TO BE DONE.
Lift out all lines below that contain "styles".

SOURCE DATA.
-- START --
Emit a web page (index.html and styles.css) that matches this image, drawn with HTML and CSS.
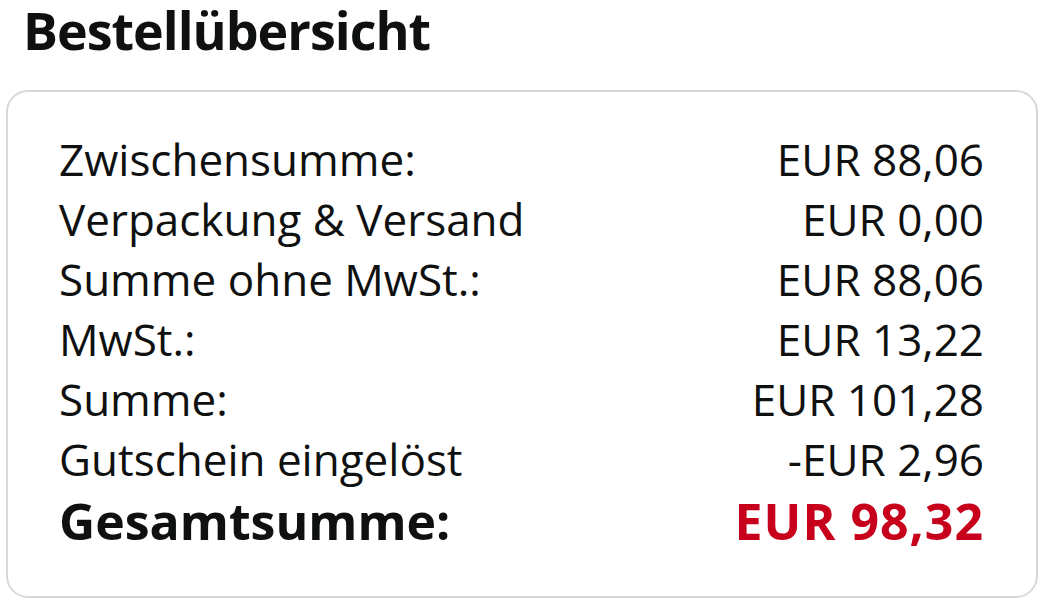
FILE: index.html
```html
<!DOCTYPE html>
<html lang="de">
<head>
<meta charset="utf-8">
<title>Bestellübersicht</title>
<link rel="stylesheet" href="styles.css">
</head>
<body>
<main class="page">
  <h1 class="title">Bestellübersicht</h1>
  <section class="card">
    <div class="row"><span class="label">Zwischensumme:</span><span class="value">EUR 88,06</span></div>
    <div class="row"><span class="label">Verpackung &amp; Versand</span><span class="value">EUR 0,00</span></div>
    <div class="row"><span class="label">Summe ohne MwSt.:</span><span class="value">EUR 88,06</span></div>
    <div class="row"><span class="label">MwSt.:</span><span class="value">EUR 13,22</span></div>
    <div class="row"><span class="label">Summe:</span><span class="value">EUR 101,28</span></div>
    <div class="row"><span class="label">Gutschein eingelöst</span><span class="value">-EUR 2,96</span></div>
    <div class="row total"><span class="label">Gesamtsumme:</span><span class="value">EUR 98,32</span></div>
  </section>
</main>
</body>
</html>
```
FILE: styles.css
```css
html, body {
  margin: 0;
  padding: 0;
  background: #ffffff;
}
body {
  font-family: "Open Sans", "Noto Sans", sans-serif;
  color: #0f1111;
}
.page {
  width: 1043px;
  height: 602px;
  overflow: hidden;
  padding: 0 5px 0 6px;
  box-sizing: border-box;
}
.title {
  margin: 0 0 0 17px;
  font-size: 52px;
  line-height: 60px;
  font-weight: 700;
  letter-spacing: -1px;
}
.card {
  margin-top: 30px;
  height: 508px;
  box-sizing: border-box;
  border: 2px solid #d5d9d9;
  border-radius: 22px;
  padding: 37px 52px 0 51px;
  display: flex;
  flex-direction: column;
}
.row {
  display: flex;
  justify-content: space-between;
  font-size: 44px;
  line-height: 60px;
}
.total {
  margin-top: 2px;
  font-size: 50px;
  font-weight: 700;
}
.total .value {
  color: #c7001b;
  letter-spacing: 1px;
}
```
-- END --
ANSWER FOR THE TASK.
Emit a web page (index.html and styles.css) that matches this image, drawn with HTML and CSS.
<link rel="stylesheet" href="styles.css">
FILE: styles.css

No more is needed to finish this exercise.